_Stated problem_. No pictures go into the copy. Write out exactly the lines below from the one containing "Write a component" through the one containing "import React from".
* BEGIN Records for the task *
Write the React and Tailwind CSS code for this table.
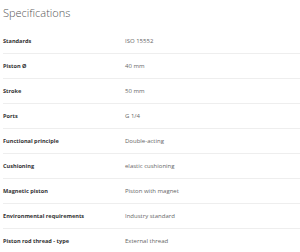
const specs = [
  ['Standards', 'ISO 15552'],
  ['Piston Ø', '40 mm'],
  ['Stroke', '50 mm'],
  ['Ports', 'G 1/4'],
  ['Functional principle', 'Double-acting'],
  ['Cushioning', 'elastic cushioning'],
  ['Magnetic piston', 'Piston with magnet'],
  ['Environmental requirements', 'Industry standard'],
  ['Piston rod thread - type', 'External thread'],
];

export default function App() {
  return (
    <div className="w-[300px] h-[252px] overflow-hidden bg-white pl-[3px] font-['Open_Sans',sans-serif]">
      <h2 className="h-[29px] pt-[5px] text-[11px] leading-[16px] font-light text-[#555]">
        Specifications
      </h2>
      <div>
        {specs.map(([label, value]) => (
          <div key={label} className="flex items-center h-[25px] border-b border-[#eeeeee]">
            <div className="w-[122px] text-[5.6px] font-bold text-[#333]">{label}</div>
            <div className="text-[6px] text-[#666]">{value}</div>
          </div>
        ))}
      </div>
    </div>
  );
}
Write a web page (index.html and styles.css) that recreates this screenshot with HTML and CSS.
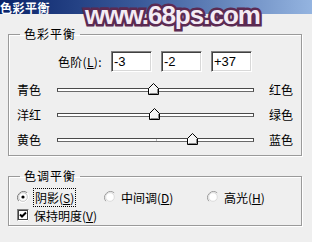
FILE: index.html
```html
<!DOCTYPE html>
<html>
<head>
<meta charset="utf-8">
<link rel="stylesheet" href="styles.css">
</head>
<body>
<div class="dialog">
  <div class="titlebar">
    <span class="title">色彩平衡</span>
    <span class="watermark">www.68ps.com</span>
  </div>

  <fieldset class="group group-balance">
    <legend>色彩平衡</legend>
    <div class="levels">
      <span class="levels-label">色阶(<u>L</u>):</span>
      <span class="field">-3</span>
      <span class="field">-2</span>
      <span class="field">+37</span>
    </div>
    <div class="slider-row">
      <span class="lbl">青色</span>
      <div class="track">
        <svg class="thumb" style="left:48.5%" width="11" height="12" viewBox="0 0 11 12"><polygon points="0.5,5.5 5.5,0.5 10.5,5.5 10.5,11.5 0.5,11.5" fill="#f4f4f4" stroke="#000"/><polyline points="1.5,10.5 1.5,5.9 5.5,1.9" fill="none" stroke="#fff"/><polyline points="1.5,10.5 9.5,10.5 9.5,6" fill="none" stroke="#888"/></svg>
      </div>
      <span class="lbl rlbl">红色</span>
    </div>
    <div class="slider-row">
      <span class="lbl">洋红</span>
      <div class="track">
        <svg class="thumb" style="left:49%" width="11" height="12" viewBox="0 0 11 12"><polygon points="0.5,5.5 5.5,0.5 10.5,5.5 10.5,11.5 0.5,11.5" fill="#f4f4f4" stroke="#000"/><polyline points="1.5,10.5 1.5,5.9 5.5,1.9" fill="none" stroke="#fff"/><polyline points="1.5,10.5 9.5,10.5 9.5,6" fill="none" stroke="#888"/></svg>
      </div>
      <span class="lbl rlbl">绿色</span>
    </div>
    <div class="slider-row">
      <span class="lbl">黄色</span>
      <div class="track">
        <span class="tick"></span>
        <svg class="thumb" style="left:68.5%" width="11" height="12" viewBox="0 0 11 12"><polygon points="0.5,5.5 5.5,0.5 10.5,5.5 10.5,11.5 0.5,11.5" fill="#f4f4f4" stroke="#000"/><polyline points="1.5,10.5 1.5,5.9 5.5,1.9" fill="none" stroke="#fff"/><polyline points="1.5,10.5 9.5,10.5 9.5,6" fill="none" stroke="#888"/></svg>
      </div>
      <span class="lbl rlbl">蓝色</span>
    </div>
  </fieldset>

  <fieldset class="group group-tone">
    <legend>色调平衡</legend>
    <div class="radio-row">
      <span class="opt opt-shadow">
        <svg class="radio" width="12" height="12" viewBox="0 0 12 12"><path d="M10.2,1.8 A6,6 0 0 0 1.8,10.2" fill="none" stroke="#808080"/><path d="M1.8,10.2 A6,6 0 0 0 10.2,1.8" fill="none" stroke="#fff"/><circle cx="6" cy="6" r="4.3" fill="#fff" stroke="#c8c8c8"/><circle cx="6" cy="6" r="1.6" fill="#000"/></svg>
        <span class="focus">阴影(<u>S</u>)</span>
      </span>
      <span class="opt opt-mid">
        <svg class="radio" width="12" height="12" viewBox="0 0 12 12"><path d="M10.2,1.8 A6,6 0 0 0 1.8,10.2" fill="none" stroke="#a0a0a0"/><circle cx="6" cy="6" r="4.3" fill="#fff" stroke="#dcdcdc"/></svg>
        <span>中间调(<u>D</u>)</span>
      </span>
      <span class="opt">
        <svg class="radio" width="12" height="12" viewBox="0 0 12 12"><path d="M10.2,1.8 A6,6 0 0 0 1.8,10.2" fill="none" stroke="#a0a0a0"/><circle cx="6" cy="6" r="4.3" fill="#fff" stroke="#dcdcdc"/></svg>
        <span>高光(<u>H</u>)</span>
      </span>
    </div>
    <div class="check-row">
      <svg class="check" width="12" height="12" viewBox="0 0 12 12"><rect x="0.5" y="0.5" width="11" height="11" fill="#fff" stroke="#808080"/><polyline points="11.5,0.5 11.5,11.5 0.5,11.5" fill="none" stroke="#fff"/><rect x="1.5" y="1.5" width="9" height="9" fill="#fff" stroke="#404040" stroke-width="1"/><polyline points="3,5.5 5,7.5 9,3.5" fill="none" stroke="#000" stroke-width="2"/></svg>
      <span>保持明度(<u>V</u>)</span>
    </div>
  </fieldset>
</div>
</body>
</html>
```

FILE: styles.css
```css
html, body {
  margin: 0;
  padding: 0;
}
body {
  width: 312px;
  height: 242px;
  overflow: hidden;
  background: #efefef;
  font-family: "Noto Sans CJK SC", "Liberation Sans", sans-serif;
  font-size: 12px;
  color: #000;
}
.dialog {
  position: relative;
  width: 312px;
  height: 242px;
}
.titlebar {
  height: 14px;
  background: linear-gradient(to right, #0a246a 0%, #3a5a9a 45%, #94b4e0 100%);
  display: flex;
  align-items: center;
}
.title {
  color: #fff;
  font-weight: bold;
  font-size: 12px;
  line-height: 13px;
  letter-spacing: 0.5px;
}
.watermark {
  position: absolute;
  left: 85px;
  top: 0px;
  font-family: "Liberation Sans", sans-serif;
  font-weight: bold;
  font-size: 26px;
  line-height: 30px;
  letter-spacing: -1px;
  color: #f4ecf4;
  -webkit-text-stroke: 5px #5b2a52;
  paint-order: stroke fill;
}
.group {
  border: 1px solid #9a9a9a;
  box-shadow: inset 1px 1px 0 #fff, 1px 1px 0 #fff;
  margin: 0 10px 0 8px;
  padding: 0;
  min-width: 0;
}
.group legend {
  padding: 0 4px;
  margin-left: 11px;
  line-height: 14px;
  height: 14px;
  letter-spacing: 1px;
}
.group-balance {
  margin-top: 13px;
  padding: 10px 0 3px 0;
}
.levels {
  display: flex;
  align-items: center;
  height: 21px;
  padding-left: 49px;
}
.levels-label {
  width: 53px;
  letter-spacing: 0.3px;
}
.field {
  box-sizing: border-box;
  width: 41px;
  height: 21px;
  margin-right: 9px;
  background: #fff;
  border-top: 1px solid #808080;
  border-left: 1px solid #808080;
  border-right: 1px solid #fff;
  border-bottom: 1px solid #fff;
  box-shadow: inset 1px 1px 0 #404040, inset -1px -1px 0 #d8d8d8;
  font-family: "Liberation Sans", sans-serif;
  font-size: 13px;
  line-height: 19px;
  padding-left: 2px;
}
.slider-row {
  display: grid;
  grid-template-columns: 40px 197px 1fr;
  align-items: center;
  height: 25px;
  padding-left: 8px;
}
.levels + .slider-row {
  margin-top: 5px;
}
.lbl {
  line-height: 14px;
  white-space: nowrap;
}
.rlbl {
  padding-left: 15px;
}
.track {
  position: relative;
  box-sizing: border-box;
  height: 4px;
  background: #fff;
  border: 1px solid #4a4a4a;
  border-bottom-color: #6a6a6a;
}
.tick {
  position: absolute;
  left: 98px;
  top: 0;
  width: 1px;
  height: 2px;
  background: #bbb;
}
.thumb {
  position: absolute;
  top: -6px;
  margin-left: -5px;
  display: block;
}
.group-tone {
  margin-top: 13px;
  padding: 6px 0 2px 0;
}
.radio-row {
  display: flex;
  align-items: center;
  height: 16px;
  padding-left: 8px;
}
.opt {
  display: flex;
  align-items: center;
  gap: 5px;
}
.opt-shadow {
  width: 87px;
}
.opt-mid {
  width: 103px;
}
.radio {
  display: block;
  flex: none;
}
.focus {
  outline: 1px dotted #000;
  outline-offset: 0;
  padding: 0 1px;
}
.check-row {
  display: flex;
  align-items: center;
  gap: 5px;
  height: 16px;
  margin-top: 2px;
  padding-left: 8px;
}
.check {
  display: block;
  flex: none;
}
u {
  text-decoration: underline;
  text-underline-offset: 1px;
}
```
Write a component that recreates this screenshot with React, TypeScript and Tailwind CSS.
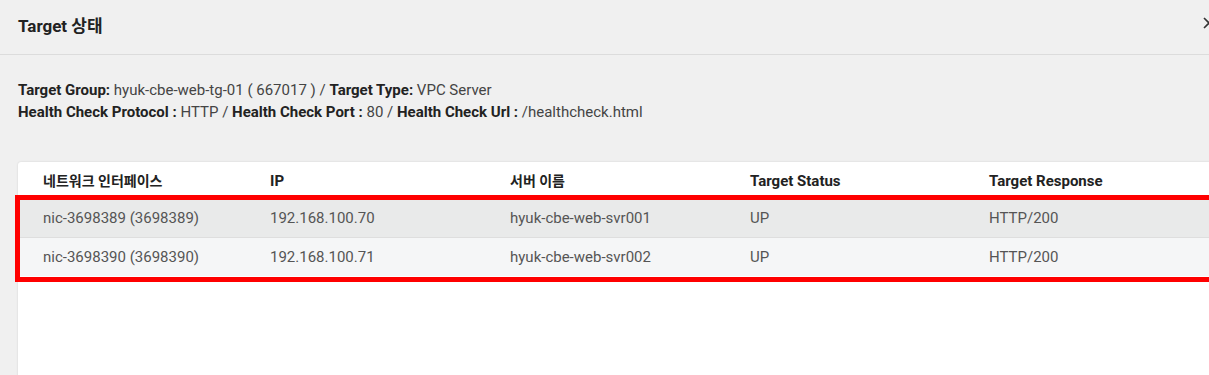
import React from "react";

const rows = [
  { nic: "nic-3698389 (3698389)", ip: "192.168.100.70", name: "hyuk-cbe-web-svr001", status: "UP", resp: "HTTP/200" },
  { nic: "nic-3698390 (3698390)", ip: "192.168.100.71", name: "hyuk-cbe-web-svr002", status: "UP", resp: "HTTP/200" },
];

const cols = ["w-[227px]", "w-[240px]", "w-[240px]", "w-[239px]", "w-[260px]"];

const headers = [
  { label: "네트워크 인터페이스", ko: true },
  { label: "IP", ko: false },
  { label: "서버 이름", ko: true },
  { label: "Target Status", ko: false },
  { label: "Target Response", ko: false },
];

export default function App() {
  return (
    <div
      className="w-[1209px] h-[375px] overflow-hidden bg-[#f0f0f0] text-[#222]"
      style={{ fontFamily: 'Roboto, "Noto Sans CJK KR", sans-serif' }}
    >
      {/* 헤더 */}
      <div className="relative h-[55px] border-b border-[#dcdcdc] flex items-center pl-[18px]">
        <h1 className="text-[17px] font-bold leading-none pb-[1px]">Target 상태</h1>
        <svg
          className="absolute left-[1203px] top-[17px]"
          width="12"
          height="12"
          viewBox="0 0 12 12"
          fill="none"
          stroke="#333"
          strokeWidth="1.6"
        >
          <path d="M1 1l10 10M11 1L1 11" />
        </svg>
      </div>

      {/* 정보 */}
      <div className="pl-[18px] pt-[24px] text-[15px] leading-[22px] text-[#444]">
        <p>
          <b className="font-bold text-[#222]">Target Group:</b> hyuk-cbe-web-tg-01 ( 667017 ) /{" "}
          <b className="font-bold text-[#222]">Target Type:</b> VPC Server
        </p>
        <p>
          <b className="font-bold text-[#222]">Health Check Protocol :</b> HTTP /{" "}
          <b className="font-bold text-[#222]">Health Check Port :</b> 80 /{" "}
          <b className="font-bold text-[#222]">Health Check Url :</b> /healthcheck.html
        </p>
      </div>

      {/* 테이블 */}
      <div className="relative ml-[18px] mt-[39px] w-[1230px] h-[300px] bg-white rounded-tl-[3px] shadow-[0_0_2px_rgba(0,0,0,0.15)] text-[15px]">
        <div className="flex h-[38px] items-center font-bold text-[#222]">
          {headers.map((h, i) => (
            <div key={h.label} className={`${cols[i]} pl-[25px]`}>
              <span className={h.ko ? "text-[14px]" : ""}>{h.label}</span>
            </div>
          ))}
        </div>
        {rows.map((r, idx) => (
          <div
            key={r.nic}
            className={
              idx === 0
                ? "flex h-[38px] items-center text-[#555] bg-[#e9eaea] border-b border-[#dedede]"
                : "flex h-[38px] items-center text-[#555] bg-[#f5f6f7]"
            }
          >
            {[r.nic, r.ip, r.name, r.status, r.resp].map((v, i) => (
              <div key={i} className={`${cols[i]} pl-[25px]`}>
                {v}
              </div>
            ))}
          </div>
        ))}

        {/* 강조 박스 */}
        <div className="absolute left-[-3px] top-[33px] w-[1240px] h-[87px] border-[5px] border-[#ff0000]" />
      </div>
    </div>
  );
}
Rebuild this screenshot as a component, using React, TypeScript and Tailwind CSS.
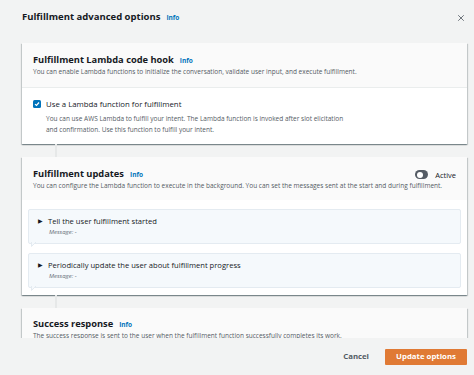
* END Records for the task *
_Response for this exercise_.
Write a component that recreates this screenshot with React, TypeScript and Tailwind CSS.
import React from "react";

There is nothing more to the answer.